For understanding your last (and your first) examples, it is important to know that slicing creates (at least for lists and tuples, technically you could override this in your own classes) a partial copy of your list. Any change to this new object will, as you already found out, not change anything in your original list.

Why does concatenating a list to another one creates another object in memory, whereas other manipulations induce mutation? [duplicate]
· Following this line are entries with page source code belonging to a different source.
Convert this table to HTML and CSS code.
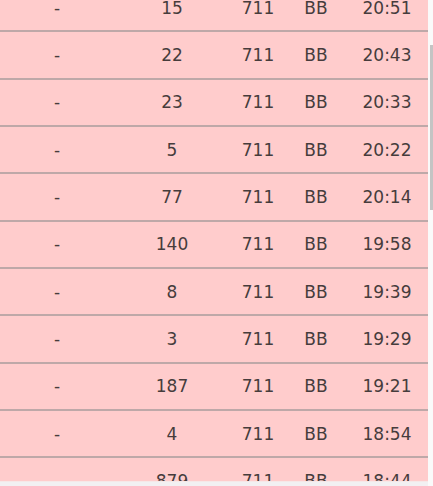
FILE: index.html
```html
<!DOCTYPE html>
<html lang="ja">
<head>
<meta charset="utf-8">
<title>list</title>
<link rel="stylesheet" href="styles.css">
</head>
<body>
<div class="viewport">
  <div class="pane">
    <div class="list">
      <div class="row"><span>-</span><span>15</span><span>711</span><span>BB</span><span>20:51</span></div>
      <div class="row"><span>-</span><span>22</span><span>711</span><span>BB</span><span>20:43</span></div>
      <div class="row"><span>-</span><span>23</span><span>711</span><span>BB</span><span>20:33</span></div>
      <div class="row"><span>-</span><span>5</span><span>711</span><span>BB</span><span>20:22</span></div>
      <div class="row"><span>-</span><span>77</span><span>711</span><span>BB</span><span>20:14</span></div>
      <div class="row"><span>-</span><span>140</span><span>711</span><span>BB</span><span>19:58</span></div>
      <div class="row"><span>-</span><span>8</span><span>711</span><span>BB</span><span>19:39</span></div>
      <div class="row"><span>-</span><span>3</span><span>711</span><span>BB</span><span>19:29</span></div>
      <div class="row"><span>-</span><span>187</span><span>711</span><span>BB</span><span>19:21</span></div>
      <div class="row"><span>-</span><span>4</span><span>711</span><span>BB</span><span>18:54</span></div>
      <div class="row"><span>-</span><span>879</span><span>711</span><span>BB</span><span>18:44</span></div>
    </div>
  </div>
  <div class="vscroll"><div class="thumb"></div></div>
  <div class="hscroll"></div>
  <div class="corner"></div>
</div>
</body>
</html>
```
FILE: styles.css
```css
html, body {
  margin: 0;
  padding: 0;
  background: #ffffff;
}
.viewport {
  width: 433px;
  height: 486px;
  display: grid;
  grid-template-columns: 428px 5px;
  grid-template-rows: 481px 5px;
  overflow: hidden;
}
.pane {
  overflow: hidden;
  background: #ffcccc;
}
.list {
  margin-top: -15px;
}
.row {
  box-sizing: border-box;
  height: 47.33px;
  display: grid;
  grid-template-columns: 114px 116px 56px 60px 82px;
  align-items: center;
  border-bottom: 2px solid #bea8a8;
  font-family: "DejaVu Sans", "Noto Sans CJK JP", sans-serif;
  font-size: 17px;
  color: #463c3c;
}
.row span {
  text-align: center;
}
.vscroll {
  background: #fafafa;
  position: relative;
}
.thumb {
  margin: 45px 0 0 2px;
  width: 3px;
  height: 165px;
  background: #c4c4c4;
}
.hscroll {
  background: #f2f0f2;
  border-top: 1px solid #f6e8e8;
}
.corner {
  background: #fafafa;
}
```
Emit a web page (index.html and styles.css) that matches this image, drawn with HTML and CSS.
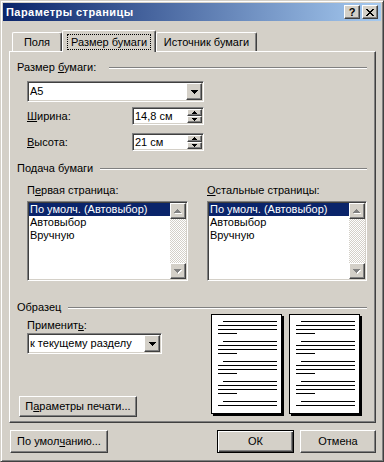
FILE: index.html
```html
<!DOCTYPE html>
<html lang="ru">
<head>
<meta charset="utf-8">
<title>Параметры страницы</title>
<link rel="stylesheet" href="styles.css">
</head>
<body>
<div class="window">
  <div class="titlebar">
    <span class="title-text">Параметры страницы</span>
    <span class="cap-btn help">?</span>
    <span class="cap-btn close"><svg width="8" height="7" viewBox="0 0 8 7"><path d="M0 0h2v1h-2zM6 0h2v1h-2zM1 1h2v1h-2zM5 1h2v1h-2zM2 2h4v1h-4zM3 3h2v1h-2zM2 4h4v1h-4zM1 5h2v1h-2zM5 5h2v1h-2zM0 6h2v1h-2zM6 6h2v1h-2z"/></svg></span>
  </div>

  <div class="tabs">
    <div class="tab tab-fields">Поля</div>
    <div class="tab tab-active"><span class="focus">Размер бумаги</span></div>
    <div class="tab tab-source">Источник бумаги</div>
  </div>

  <div class="panel">
    <div class="group-head"><span>Размер <u>б</u>умаги:</span><span class="etch etch-wide"></span></div>
    <div class="indent">
      <div class="combo combo-size">
        <span class="combo-text">A5</span>
        <span class="drop-btn"><svg width="7" height="4" viewBox="0 0 7 4"><path d="M0 0h7v1h-1v1h-1v1h-1v1h-1v-1h-1v-1h-1v-1h-1z"/></svg></span>
      </div>
      <div class="field-row first">
        <span class="field-label"><u>Ш</u>ирина:</span>
        <div class="spin">
          <span class="spin-text">14,8 см</span>
          <span class="spin-btns">
            <span class="spin-btn"><svg width="5" height="3" viewBox="0 0 5 3"><path d="M0 3h5v-1h-1v-1h-1v-1h-1v1h-1v1h-1z"/></svg></span>
            <span class="spin-btn"><svg width="5" height="3" viewBox="0 0 5 3"><path d="M0 0h5v1h-1v1h-1v1h-1v-1h-1v-1h-1z"/></svg></span>
          </span>
        </div>
      </div>
      <div class="field-row">
        <span class="field-label"><u>В</u>ысота:</span>
        <div class="spin">
          <span class="spin-text">21 см</span>
          <span class="spin-btns">
            <span class="spin-btn"><svg width="5" height="3" viewBox="0 0 5 3"><path d="M0 3h5v-1h-1v-1h-1v-1h-1v1h-1v1h-1z"/></svg></span>
            <span class="spin-btn"><svg width="5" height="3" viewBox="0 0 5 3"><path d="M0 0h5v1h-1v1h-1v1h-1v-1h-1v-1h-1z"/></svg></span>
          </span>
        </div>
      </div>
    </div>

    <div class="group-head gh2"><span>Подача бумаги</span><span class="etch"></span></div>
    <div class="lists">
      <div class="list-col col-left">
        <div class="list-label">П<u>е</u>рвая страница:</div>
        <div class="listbox">
          <div class="list-items">
            <div class="item selected">По умолч. (Автовыбор)</div>
            <div class="item">Автовыбор</div>
            <div class="item">Вручную</div>
          </div>
          <div class="scrollbar">
            <span class="sb-btn"><svg width="8" height="5" viewBox="0 0 8 5"><path fill="#fff" d="M1 5h7v-1h-1v-1h-1v-1h-1v-1h-1v1h-1v1h-1v1h-1z"/><path fill="#808080" d="M0 4h7v-1h-1v-1h-1v-1h-1v-1h-1v1h-1v1h-1v1h-1z"/></svg></span>
            <span class="sb-track"></span>
            <span class="sb-btn"><svg width="8" height="5" viewBox="0 0 8 5"><path fill="#fff" d="M1 1h7v1h-1v1h-1v1h-1v1h-1v-1h-1v-1h-1v-1h-1z"/><path fill="#808080" d="M0 0h7v1h-1v1h-1v1h-1v1h-1v-1h-1v-1h-1v-1h-1z"/></svg></span>
          </div>
        </div>
      </div>
      <div class="list-col col-right">
        <div class="list-label"><u>О</u>стальные страницы:</div>
        <div class="listbox">
          <div class="list-items">
            <div class="item selected">По умолч. (Автовыбор)</div>
            <div class="item">Автовыбор</div>
            <div class="item">Вручную</div>
          </div>
          <div class="scrollbar">
            <span class="sb-btn"><svg width="8" height="5" viewBox="0 0 8 5"><path fill="#fff" d="M1 5h7v-1h-1v-1h-1v-1h-1v-1h-1v1h-1v1h-1v1h-1z"/><path fill="#808080" d="M0 4h7v-1h-1v-1h-1v-1h-1v-1h-1v1h-1v1h-1v1h-1z"/></svg></span>
            <span class="sb-track"></span>
            <span class="sb-btn"><svg width="8" height="5" viewBox="0 0 8 5"><path fill="#fff" d="M1 1h7v1h-1v1h-1v1h-1v1h-1v-1h-1v-1h-1v-1h-1z"/><path fill="#808080" d="M0 0h7v1h-1v1h-1v1h-1v1h-1v-1h-1v-1h-1v-1h-1z"/></svg></span>
          </div>
        </div>
      </div>
    </div>

    <div class="group-head gh3"><span>Образец</span><span class="etch"></span></div>
    <div class="sample">
      <div class="sample-left">
        <div class="apply-label">Применит<u>ь</u>:</div>
        <div class="combo combo-apply">
          <span class="combo-text">к текущему разделу</span>
          <span class="drop-btn"><svg width="7" height="4" viewBox="0 0 7 4"><path d="M0 0h7v1h-1v1h-1v1h-1v1h-1v-1h-1v-1h-1v-1h-1z"/></svg></span>
        </div>
        <button class="btn btn-print" type="button">П<u>а</u>раметры печати...</button>
      </div>
      <div class="pages">
        <svg class="page" width="73" height="102" viewBox="0 0 73 102" shape-rendering="crispEdges">
          <defs>
            <g id="para">
              <rect x="12" y="0" width="54" height="1"/>
              <rect x="7" y="4" width="59" height="1"/>
              <rect x="7" y="8" width="59" height="1"/>
              <rect x="7" y="12" width="19" height="1"/>
            </g>
            <g id="para-end">
              <rect x="12" y="0" width="54" height="1"/>
              <rect x="7" y="4" width="59" height="1"/>
            </g>
          </defs>
          <rect x="2" y="2" width="71" height="100" fill="#000"/>
          <rect x="0.5" y="0.5" width="70" height="99" fill="#fff" stroke="#000"/>
          <use href="#para" y="7"/>
          <use href="#para" y="27"/>
          <use href="#para" y="47"/>
          <use href="#para" y="67"/>
          <use href="#para-end" y="87"/>
        </svg>
        <svg class="page" width="73" height="102" viewBox="0 0 73 102" shape-rendering="crispEdges">
          <rect x="2" y="2" width="71" height="100" fill="#000"/>
          <rect x="0.5" y="0.5" width="70" height="99" fill="#fff" stroke="#000"/>
          <use href="#para" y="7"/>
          <use href="#para" y="27"/>
          <use href="#para" y="47"/>
          <use href="#para" y="67"/>
          <use href="#para-end" y="87"/>
        </svg>
      </div>
    </div>
  </div>

  <div class="footer">
    <button class="btn btn-defaults" type="button">По умол<u>ч</u>анию...</button>
    <button class="btn btn-ok" type="button">ОК</button>
    <button class="btn btn-cancel" type="button">Отмена</button>
  </div>
</div>
</body>
</html>
```

FILE: styles.css
```css
* { box-sizing: border-box; }
html, body { margin: 0; padding: 0; }
body {
  width: 384px;
  height: 462px;
  overflow: hidden;
  background: #d4d0c8;
  font-family: "Liberation Sans", Arial, sans-serif;
  font-size: 11px;
  line-height: 13px;
  color: #000;
}
u { text-decoration: underline; text-underline-offset: 1px; }
svg { display: block; }

/* window frame */
.window {
  width: 384px;
  height: 462px;
  display: flex;
  flex-direction: column;
  background: #d4d0c8;
  border: 1px solid;
  border-color: #d4d0c8 #404040 #404040 #d4d0c8;
  box-shadow: inset 1px 1px #fff, inset -1px -1px #808080;
  padding: 2px;
}

/* title bar */
.titlebar {
  flex: none;
  height: 18px;
  display: flex;
  align-items: center;
  gap: 2px;
  padding: 0 3px 0 3px;
  background: linear-gradient(to right, #0a246a, #a6caf0);
}
.title-text {
  flex: 1;
  color: #fff;
  font-weight: bold;
  font-size: 11px;
  letter-spacing: 0.45px;
  white-space: nowrap;
}
.cap-btn {
  width: 16px;
  height: 14px;
  display: flex;
  align-items: center;
  justify-content: center;
  background: #d4d0c8;
  border: 1px solid;
  border-color: #fff #404040 #404040 #fff;
  box-shadow: inset -1px -1px #808080;
}
.help { font-weight: bold; font-size: 11px; line-height: 12px; }

/* tabs */
.tabs {
  flex: none;
  display: flex;
  align-items: flex-end;
  height: 21px;
  margin-top: 9px;
  padding-left: 9px;
}
.tab {
  height: 19px;
  padding-top: 3px;
  text-align: center;
  white-space: nowrap;
  background: #d4d0c8;
  border-top: 1px solid #fff;
  border-left: 1px solid #fff;
  border-right: 1px solid #404040;
  box-shadow: inset -1px 0 #808080;
  border-radius: 2px 2px 0 0;
}
.tab-fields { width: 50px; }
.tab-active {
  width: 94px;
  height: 22px;
  margin-bottom: -1px;
  position: relative;
  z-index: 1;
  padding-top: 3px;
}
.tab-source { width: 101px; }
.focus {
  display: inline-block;
  border: 1px dotted #000;
  padding: 1px 3px 0;
}

/* tab panel */
.panel {
  flex: none;
  width: 367px;
  height: 372px;
  margin-left: 6px;
  border: 1px solid;
  border-color: #fff #404040 #404040 #fff;
  box-shadow: inset -1px -1px #808080;
  padding: 9px 8px 0 7px;
}
.group-head {
  display: flex;
  align-items: center;
  height: 13px;
  white-space: nowrap;
}
.etch {
  flex: 1;
  height: 2px;
  border-top: 1px solid #808080;
  border-bottom: 1px solid #fff;
  margin-left: 7px;
}
.etch-wide { margin-left: 13px; }
.indent { padding-left: 10px; }

/* sunken controls */
.combo, .spin, .listbox {
  background: #fff;
  border: 1px solid;
  border-color: #808080 #fff #fff #808080;
  box-shadow: inset 1px 1px #404040, inset -1px -1px #d4d0c8;
  padding: 1px;
}
.combo { display: flex; height: 21px; }
.combo-size { width: 177px; margin-top: 7px; }
.combo-text { flex: 1; padding-left: 1px; line-height: 17px; white-space: nowrap; }
.drop-btn, .spin-btn, .sb-btn {
  display: flex;
  align-items: center;
  justify-content: center;
  background: #d4d0c8;
  border: 1px solid;
  border-color: #fff #404040 #404040 #fff;
  box-shadow: inset -1px -1px #808080;
}
.drop-btn { width: 16px; }

.field-row { display: flex; align-items: center; height: 18px; margin-top: 8px; }
.field-row.first { margin-top: 5px; }
.field-label { width: 105px; }
.spin { width: 72px; height: 18px; display: flex; }
.spin-text { flex: 1; padding-left: 1px; line-height: 14px; white-space: nowrap; }
.spin-btns { width: 15px; display: flex; flex-direction: column; }
.spin-btn { flex: 1; }

/* paper source lists */
.gh2 { margin-top: 11px; }
.lists {
  display: flex;
  justify-content: space-between;
  padding-left: 10px;
  margin-top: 9px;
}
.col-left { width: 161px; }
.col-right { width: 160px; }
.listbox { margin-top: 4px; height: 80px; display: flex; }
.list-items { flex: 1; min-width: 0; }
.item { height: 13px; padding-left: 1px; white-space: nowrap; }
.item.selected { background: #0a246a; color: #fff; }
.scrollbar { width: 16px; display: flex; flex-direction: column; }
.sb-btn { height: 16px; flex: none; }
.sb-track {
  flex: 1;
  background-color: #fff;
  background-image: conic-gradient(#d4d0c8 25%, #fff 0 50%, #d4d0c8 0 75%, #fff 0);
  background-size: 2px 2px;
}

/* sample */
.gh3 { margin-top: 20px; }
.sample { display: flex; }
.sample-left { flex: 1; }
.apply-label { margin: 5px 0 0 10px; }
.combo-apply { width: 135px; margin: 1px 0 0 10px; }
.pages { display: flex; gap: 5px; margin-right: 5px; }

/* buttons */
.btn {
  font: inherit;
  color: #000;
  background: #d4d0c8;
  border: 1px solid;
  border-color: #fff #404040 #404040 #fff;
  box-shadow: inset -1px -1px #808080;
  padding: 0;
  margin: 0;
  display: flex;
  align-items: center;
  justify-content: center;
  white-space: nowrap;
  height: 23px;
}
.btn-print { width: 118px; height: 21px; margin: 42px 0 0 2px; }

.footer {
  flex: none;
  display: flex;
  height: 23px;
  margin-top: 7px;
  padding: 0 5px 0 7px;
}
.btn-defaults { width: 98px; }
.btn-ok {
  width: 77px;
  margin-left: auto;
  border-color: #000;
  box-shadow: inset 1px 1px #fff, inset -1px -1px #404040, inset -2px -2px #808080;
}
.btn-cancel { width: 76px; margin-left: 6px; }
```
This question already has answers here:
Object id in Python
(4 answers)
Closed 5 years ago.
Case A:
list1=[0, 1, 2, 3]
list2=list1
list1=list1+[4]
print(list1)
print(list2)
Output:
[0, 1, 2, 3, 4]
[0, 1, 2, 3]
(This non-mutating behavior also happens when concatenating a list of more than a single entry, and when 'multiplying' the list, e.g. list1=list1*2, in fact any type of "re-assignment" that performs an operation with an infix operator to the list and then assigns the result of that operation to the same list name using "=" )
In this case the original list object that list1 pointed to has not been altered in memory and list2 still points to it, another object has simply been created in memory for the result of the concatenation that list1 now points to (there are now two distinct, different list objects in memory)
Case B:
list1=[0, 1, 2, 3]
list2=list1
list1.append(4)
print(list1)
print(list2)
---
Output :
[0, 1, 2, 3, 4]
[0, 1, 2, 3, 4]
Case C:
list1=[0, 1, 2, 3]
list2=list1
list1[-1]="foo"
print(list1)
print(list2)
Outputs:
[0, 1, 2, 'foo']
[0, 1, 2, 'foo']
In case B and C the original list object that list1 points to has mutated, list2 still points to that same object, and as a result the value of list2 has changed. (there is still one single list object in memory and it has mutated).
This behavior seems inconsistent to me as a noob. Is there a good reason/utility for this?
EDIT :
I changed the list variables names from "list" and "list_copy" to "list1" and "list2" as this was clearly a very poor and confusing choice of names.
I chose Kabanus' answer as I liked how he pointed out that mutating operations are always(?) explicit in python.
In fact a short and simple answer to my question can be done summarizing Kabanus' answer into two of his statements :
-"In python mutating operations are explicit"
-"The addition[or multiplication] operator [performed on list objects] creates a new object, and doesn't change x[the list object] implicitly."
I could also add:
-"Every time you use square brackets to describe a list, that creates a new list object"
[this is from : http://www-inst.eecs.berkeley.edu/~selfpace/cs9honline/Q2/mutation.html , great explanations there on this topic]
Also I realized after Kabanus' answer how careful one must be tracking mutations in a program :
l=[1,2]
z=l
l+=[3]
z=z+[3]
and
l=[1,2]
z=l
z=z+[3]
l+=[3]
Will yield completely different values for z. This must be a frequent source of errors isn't it?
I'm only in the beginning of my learning and haven't delved deeply into OOP concepts just yet, but I think I'm already starting to understand what the fuss around functional paradigm is about...

l += [4]
is equivalent to:
l.append(4)
and won't create a copy.
l = l + [4]
is an assignment to l, it first evaluates the right side of the assignment, then assigns the resulting object to name l. There is no way for this operation to be mutating l.
Update: I guess I haven't made myself clear enough. Of course operations on the RHS of the assignment may involve mutating the object that is the current value of LHS; but finally, the result of computing RHS is assigned to the LHS, thus overwriting any previous mutations. Example:
def increment_first(x):
x[0] += 1
return []
l = [ 1 ]
l = increment_first(l)
While the call to increment_first will increment l[0] as its side effect, the mutated list object will be lost anyway as soon as the value of RHS (in this case - an empty list) is assigned to l.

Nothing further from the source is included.